* BEGIN Provided entries *

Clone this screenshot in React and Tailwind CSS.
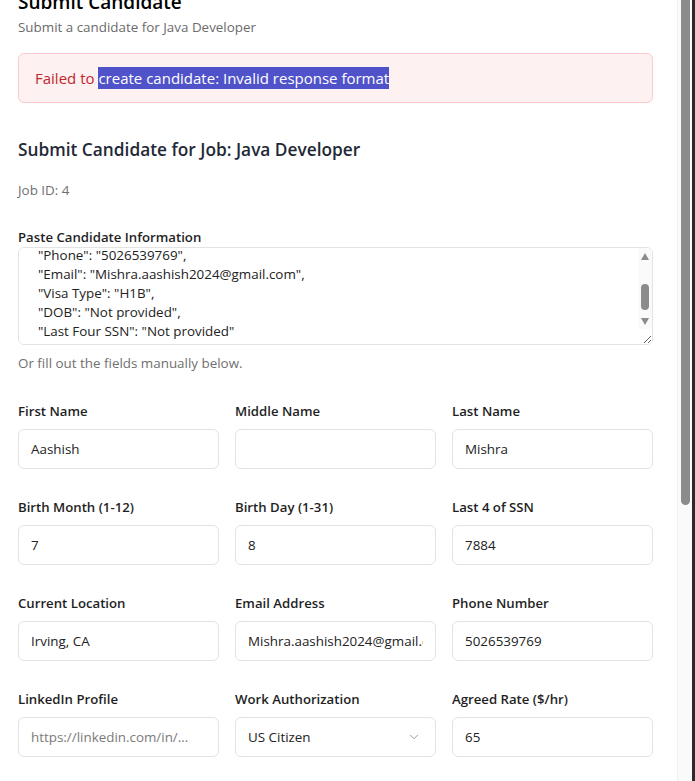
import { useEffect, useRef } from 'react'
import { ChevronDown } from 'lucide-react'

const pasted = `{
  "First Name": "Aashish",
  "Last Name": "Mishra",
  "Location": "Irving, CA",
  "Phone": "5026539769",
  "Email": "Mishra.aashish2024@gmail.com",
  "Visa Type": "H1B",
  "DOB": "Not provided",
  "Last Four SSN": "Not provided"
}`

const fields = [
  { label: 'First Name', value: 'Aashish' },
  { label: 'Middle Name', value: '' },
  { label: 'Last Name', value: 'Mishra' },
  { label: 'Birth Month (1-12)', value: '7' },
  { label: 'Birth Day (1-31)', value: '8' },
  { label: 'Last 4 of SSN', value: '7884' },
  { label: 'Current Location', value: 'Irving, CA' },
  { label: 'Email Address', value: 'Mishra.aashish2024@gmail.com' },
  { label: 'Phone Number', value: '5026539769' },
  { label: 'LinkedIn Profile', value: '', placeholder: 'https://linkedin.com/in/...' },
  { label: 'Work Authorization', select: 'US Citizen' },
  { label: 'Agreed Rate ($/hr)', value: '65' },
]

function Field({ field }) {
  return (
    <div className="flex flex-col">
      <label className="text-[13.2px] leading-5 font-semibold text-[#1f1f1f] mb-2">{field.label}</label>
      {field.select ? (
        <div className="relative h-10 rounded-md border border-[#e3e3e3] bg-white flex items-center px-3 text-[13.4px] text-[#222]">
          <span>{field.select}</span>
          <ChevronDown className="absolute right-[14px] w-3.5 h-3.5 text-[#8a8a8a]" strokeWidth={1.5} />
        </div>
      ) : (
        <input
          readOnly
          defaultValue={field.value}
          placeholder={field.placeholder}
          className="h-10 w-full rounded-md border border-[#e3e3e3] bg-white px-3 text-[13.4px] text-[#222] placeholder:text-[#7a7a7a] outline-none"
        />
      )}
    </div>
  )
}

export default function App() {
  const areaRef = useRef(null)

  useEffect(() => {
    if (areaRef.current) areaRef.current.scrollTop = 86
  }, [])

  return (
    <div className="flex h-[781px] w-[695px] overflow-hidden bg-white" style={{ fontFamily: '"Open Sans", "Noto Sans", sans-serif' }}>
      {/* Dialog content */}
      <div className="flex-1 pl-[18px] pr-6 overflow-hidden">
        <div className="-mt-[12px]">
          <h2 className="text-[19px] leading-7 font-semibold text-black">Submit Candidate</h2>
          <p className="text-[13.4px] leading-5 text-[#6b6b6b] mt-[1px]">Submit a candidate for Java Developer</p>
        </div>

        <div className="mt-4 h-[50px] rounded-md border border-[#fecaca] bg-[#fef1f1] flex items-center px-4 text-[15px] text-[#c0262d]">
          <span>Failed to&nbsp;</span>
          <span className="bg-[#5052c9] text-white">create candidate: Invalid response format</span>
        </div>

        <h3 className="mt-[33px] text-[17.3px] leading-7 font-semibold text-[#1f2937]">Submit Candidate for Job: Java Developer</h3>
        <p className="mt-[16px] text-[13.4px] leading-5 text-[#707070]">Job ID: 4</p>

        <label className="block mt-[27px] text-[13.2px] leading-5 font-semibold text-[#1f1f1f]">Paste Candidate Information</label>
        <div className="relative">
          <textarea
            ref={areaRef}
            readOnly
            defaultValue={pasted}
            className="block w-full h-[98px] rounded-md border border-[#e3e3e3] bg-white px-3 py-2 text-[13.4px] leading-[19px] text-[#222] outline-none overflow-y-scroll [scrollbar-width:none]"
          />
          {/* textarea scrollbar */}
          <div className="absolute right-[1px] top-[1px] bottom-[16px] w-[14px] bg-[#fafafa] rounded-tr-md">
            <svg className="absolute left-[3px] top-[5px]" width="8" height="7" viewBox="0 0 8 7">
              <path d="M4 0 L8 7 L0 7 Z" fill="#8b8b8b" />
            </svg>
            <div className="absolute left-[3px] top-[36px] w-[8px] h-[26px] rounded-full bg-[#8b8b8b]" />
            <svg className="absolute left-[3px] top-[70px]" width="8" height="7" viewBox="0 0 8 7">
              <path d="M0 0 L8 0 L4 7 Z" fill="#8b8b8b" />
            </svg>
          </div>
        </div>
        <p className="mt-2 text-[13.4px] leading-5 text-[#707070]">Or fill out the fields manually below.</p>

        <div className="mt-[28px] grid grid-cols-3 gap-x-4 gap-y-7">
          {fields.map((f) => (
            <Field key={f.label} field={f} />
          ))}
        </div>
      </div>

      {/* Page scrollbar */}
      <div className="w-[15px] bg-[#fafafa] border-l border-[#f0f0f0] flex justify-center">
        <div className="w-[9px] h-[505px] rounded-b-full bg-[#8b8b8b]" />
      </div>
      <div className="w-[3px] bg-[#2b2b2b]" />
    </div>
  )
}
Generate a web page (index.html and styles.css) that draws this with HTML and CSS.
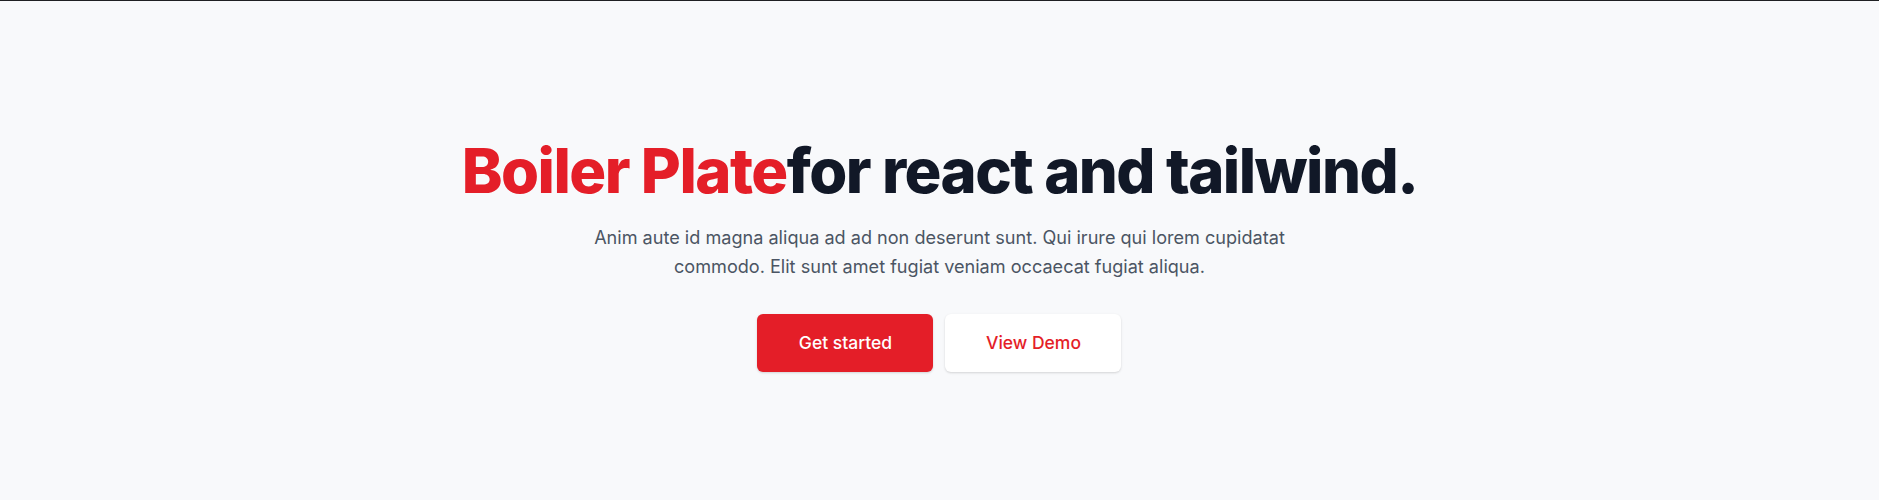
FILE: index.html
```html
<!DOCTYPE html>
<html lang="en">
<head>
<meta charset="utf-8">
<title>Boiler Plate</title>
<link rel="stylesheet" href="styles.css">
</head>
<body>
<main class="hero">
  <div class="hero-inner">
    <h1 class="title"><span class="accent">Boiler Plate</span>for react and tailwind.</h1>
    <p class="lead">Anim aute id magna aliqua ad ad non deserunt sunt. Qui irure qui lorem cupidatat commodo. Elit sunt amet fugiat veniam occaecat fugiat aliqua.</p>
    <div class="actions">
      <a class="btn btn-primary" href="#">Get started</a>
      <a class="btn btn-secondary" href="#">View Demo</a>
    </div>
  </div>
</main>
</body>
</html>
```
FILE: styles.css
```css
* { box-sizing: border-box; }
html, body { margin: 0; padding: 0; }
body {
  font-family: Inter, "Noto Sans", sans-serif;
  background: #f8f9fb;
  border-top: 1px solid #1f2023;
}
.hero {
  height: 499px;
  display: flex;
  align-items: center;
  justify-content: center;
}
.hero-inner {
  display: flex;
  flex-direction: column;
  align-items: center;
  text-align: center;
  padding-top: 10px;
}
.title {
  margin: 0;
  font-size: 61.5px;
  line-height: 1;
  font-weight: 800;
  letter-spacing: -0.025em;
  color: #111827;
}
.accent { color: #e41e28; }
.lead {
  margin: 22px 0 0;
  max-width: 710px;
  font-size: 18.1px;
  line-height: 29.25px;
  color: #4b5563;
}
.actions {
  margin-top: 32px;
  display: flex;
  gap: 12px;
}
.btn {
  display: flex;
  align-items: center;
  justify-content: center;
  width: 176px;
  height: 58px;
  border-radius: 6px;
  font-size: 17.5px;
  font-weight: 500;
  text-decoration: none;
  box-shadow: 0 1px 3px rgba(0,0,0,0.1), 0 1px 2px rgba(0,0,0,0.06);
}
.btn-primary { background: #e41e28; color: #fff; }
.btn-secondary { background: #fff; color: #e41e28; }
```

* END Provided entries *

▶ Exercise prompt: Transcribe all the lines above exactly, apart from the pictures.

▶ Output below:
Clone this screenshot in React and Tailwind CSS.
import { useEffect, useRef } from 'react'
import { ChevronDown } from 'lucide-react'

const pasted = `{
  "First Name": "Aashish",
  "Last Name": "Mishra",
  "Location": "Irving, CA",
  "Phone": "5026539769",
  "Email": "Mishra.aashish2024@gmail.com",
  "Visa Type": "H1B",
  "DOB": "Not provided",
  "Last Four SSN": "Not provided"
}`

const fields = [
  { label: 'First Name', value: 'Aashish' },
  { label: 'Middle Name', value: '' },
  { label: 'Last Name', value: 'Mishra' },
  { label: 'Birth Month (1-12)', value: '7' },
  { label: 'Birth Day (1-31)', value: '8' },
  { label: 'Last 4 of SSN', value: '7884' },
  { label: 'Current Location', value: 'Irving, CA' },
  { label: 'Email Address', value: 'Mishra.aashish2024@gmail.com' },
  { label: 'Phone Number', value: '5026539769' },
  { label: 'LinkedIn Profile', value: '', placeholder: 'https://linkedin.com/in/...' },
  { label: 'Work Authorization', select: 'US Citizen' },
  { label: 'Agreed Rate ($/hr)', value: '65' },
]

function Field({ field }) {
  return (
    <div className="flex flex-col">
      <label className="text-[13.2px] leading-5 font-semibold text-[#1f1f1f] mb-2">{field.label}</label>
      {field.select ? (
        <div className="relative h-10 rounded-md border border-[#e3e3e3] bg-white flex items-center px-3 text-[13.4px] text-[#222]">
          <span>{field.select}</span>
          <ChevronDown className="absolute right-[14px] w-3.5 h-3.5 text-[#8a8a8a]" strokeWidth={1.5} />
        </div>
      ) : (
        <input
          readOnly
          defaultValue={field.value}
          placeholder={field.placeholder}
          className="h-10 w-full rounded-md border border-[#e3e3e3] bg-white px-3 text-[13.4px] text-[#222] placeholder:text-[#7a7a7a] outline-none"
        />
      )}
    </div>
  )
}

export default function App() {
  const areaRef = useRef(null)

  useEffect(() => {
    if (areaRef.current) areaRef.current.scrollTop = 86
  }, [])

  return (
    <div className="flex h-[781px] w-[695px] overflow-hidden bg-white" style={{ fontFamily: '"Open Sans", "Noto Sans", sans-serif' }}>
      {/* Dialog content */}
      <div className="flex-1 pl-[18px] pr-6 overflow-hidden">
        <div className="-mt-[12px]">
          <h2 className="text-[19px] leading-7 font-semibold text-black">Submit Candidate</h2>
          <p className="text-[13.4px] leading-5 text-[#6b6b6b] mt-[1px]">Submit a candidate for Java Developer</p>
        </div>

        <div className="mt-4 h-[50px] rounded-md border border-[#fecaca] bg-[#fef1f1] flex items-center px-4 text-[15px] text-[#c0262d]">
          <span>Failed to&nbsp;</span>
          <span className="bg-[#5052c9] text-white">create candidate: Invalid response format</span>
        </div>

        <h3 className="mt-[33px] text-[17.3px] leading-7 font-semibold text-[#1f2937]">Submit Candidate for Job: Java Developer</h3>
        <p className="mt-[16px] text-[13.4px] leading-5 text-[#707070]">Job ID: 4</p>

        <label className="block mt-[27px] text-[13.2px] leading-5 font-semibold text-[#1f1f1f]">Paste Candidate Information</label>
        <div className="relative">
          <textarea
            ref={areaRef}
            readOnly
            defaultValue={pasted}
            className="block w-full h-[98px] rounded-md border border-[#e3e3e3] bg-white px-3 py-2 text-[13.4px] leading-[19px] text-[#222] outline-none overflow-y-scroll [scrollbar-width:none]"
          />
          {/* textarea scrollbar */}
          <div className="absolute right-[1px] top-[1px] bottom-[16px] w-[14px] bg-[#fafafa] rounded-tr-md">
            <svg className="absolute left-[3px] top-[5px]" width="8" height="7" viewBox="0 0 8 7">
              <path d="M4 0 L8 7 L0 7 Z" fill="#8b8b8b" />
            </svg>
            <div className="absolute left-[3px] top-[36px] w-[8px] h-[26px] rounded-full bg-[#8b8b8b]" />
            <svg className="absolute left-[3px] top-[70px]" width="8" height="7" viewBox="0 0 8 7">
              <path d="M0 0 L8 0 L4 7 Z" fill="#8b8b8b" />
            </svg>
          </div>
        </div>
        <p className="mt-2 text-[13.4px] leading-5 text-[#707070]">Or fill out the fields manually below.</p>

        <div className="mt-[28px] grid grid-cols-3 gap-x-4 gap-y-7">
          {fields.map((f) => (
            <Field key={f.label} field={f} />
          ))}
        </div>
      </div>

      {/* Page scrollbar */}
      <div className="w-[15px] bg-[#fafafa] border-l border-[#f0f0f0] flex justify-center">
        <div className="w-[9px] h-[505px] rounded-b-full bg-[#8b8b8b]" />
      </div>
      <div className="w-[3px] bg-[#2b2b2b]" />
    </div>
  )
}
Generate a web page (index.html and styles.css) that draws this with HTML and CSS.
FILE: index.html
```html
<!DOCTYPE html>
<html lang="en">
<head>
<meta charset="utf-8">
<title>Boiler Plate</title>
<link rel="stylesheet" href="styles.css">
</head>
<body>
<main class="hero">
  <div class="hero-inner">
    <h1 class="title"><span class="accent">Boiler Plate</span>for react and tailwind.</h1>
    <p class="lead">Anim aute id magna aliqua ad ad non deserunt sunt. Qui irure qui lorem cupidatat commodo. Elit sunt amet fugiat veniam occaecat fugiat aliqua.</p>
    <div class="actions">
      <a class="btn btn-primary" href="#">Get started</a>
      <a class="btn btn-secondary" href="#">View Demo</a>
    </div>
  </div>
</main>
</body>
</html>
```
FILE: styles.css
```css
* { box-sizing: border-box; }
html, body { margin: 0; padding: 0; }
body {
  font-family: Inter, "Noto Sans", sans-serif;
  background: #f8f9fb;
  border-top: 1px solid #1f2023;
}
.hero {
  height: 499px;
  display: flex;
  align-items: center;
  justify-content: center;
}
.hero-inner {
  display: flex;
  flex-direction: column;
  align-items: center;
  text-align: center;
  padding-top: 10px;
}
.title {
  margin: 0;
  font-size: 61.5px;
  line-height: 1;
  font-weight: 800;
  letter-spacing: -0.025em;
  color: #111827;
}
.accent { color: #e41e28; }
.lead {
  margin: 22px 0 0;
  max-width: 710px;
  font-size: 18.1px;
  line-height: 29.25px;
  color: #4b5563;
}
.actions {
  margin-top: 32px;
  display: flex;
  gap: 12px;
}
.btn {
  display: flex;
  align-items: center;
  justify-content: center;
  width: 176px;
  height: 58px;
  border-radius: 6px;
  font-size: 17.5px;
  font-weight: 500;
  text-decoration: none;
  box-shadow: 0 1px 3px rgba(0,0,0,0.1), 0 1px 2px rgba(0,0,0,0.06);
}
.btn-primary { background: #e41e28; color: #fff; }
.btn-secondary { background: #fff; color: #e41e28; }
```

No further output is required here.